Generally, it seems to me, the law shies away from the philosophical vocabulary of ethics: it is concerned more with the codification and administration of practical ways of enabling people to live together with commonly acceptable standards. This can lead to lowest common denominator approaches. In the United States of America, where the licence to speak is perhaps as sacrosanct as the freedom to carry a gun, it seems you can be insulting about a person for who they are, so long as you don’t actually incite violence against them.
I think it’s good to bring to the public square the ethical nuances that law is poorly equipped to propagate or enforce. Maybe that’s not the law’s job anyway. Last weekend, the Sundays carried headlines that an MP had said if the Prime Minister went to speak to the 1922 Committee (as proposed) she would enter a ‘Killing Zone’ and she should ‘bring her own noose’. This incendiary language seemed to many commentators radically evil, hateful, and morally in the same category as the murder of Jo Cox MP, killed for her anti-Brexit views. Ethics can be that bold; law stumbles over such a refinement. It’s reminiscent of Jesus’ hyperbolic teaching in the Sermon on the Mount that anger ‘with a brother or sister’ is in the same category as murder—an idea that is not easily codified.
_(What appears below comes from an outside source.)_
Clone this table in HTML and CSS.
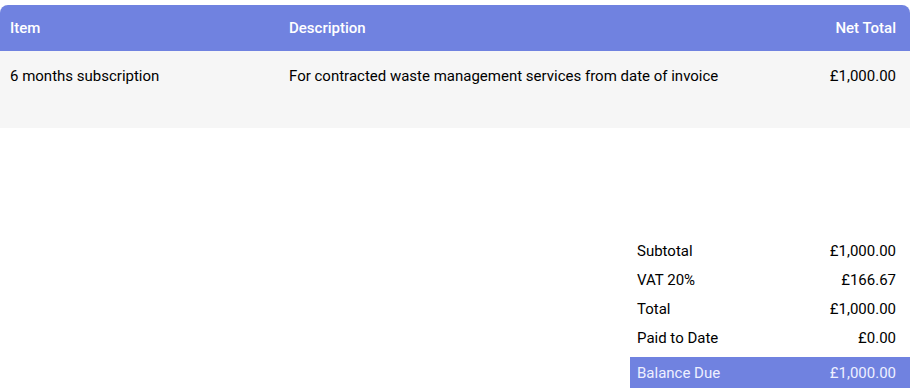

Religion is often seen as more about sinning than being sinned against. Historically, it’s been pretty expert at hate: crusades, Jihad, Inquisition, fatwahs, burning of heretics, expelling gays from its communities. But all the main religions speak of loving your neighbour and doing to them as you would have them do unto you. We still need that simple prophetic voice in the moral turbulence of 2018.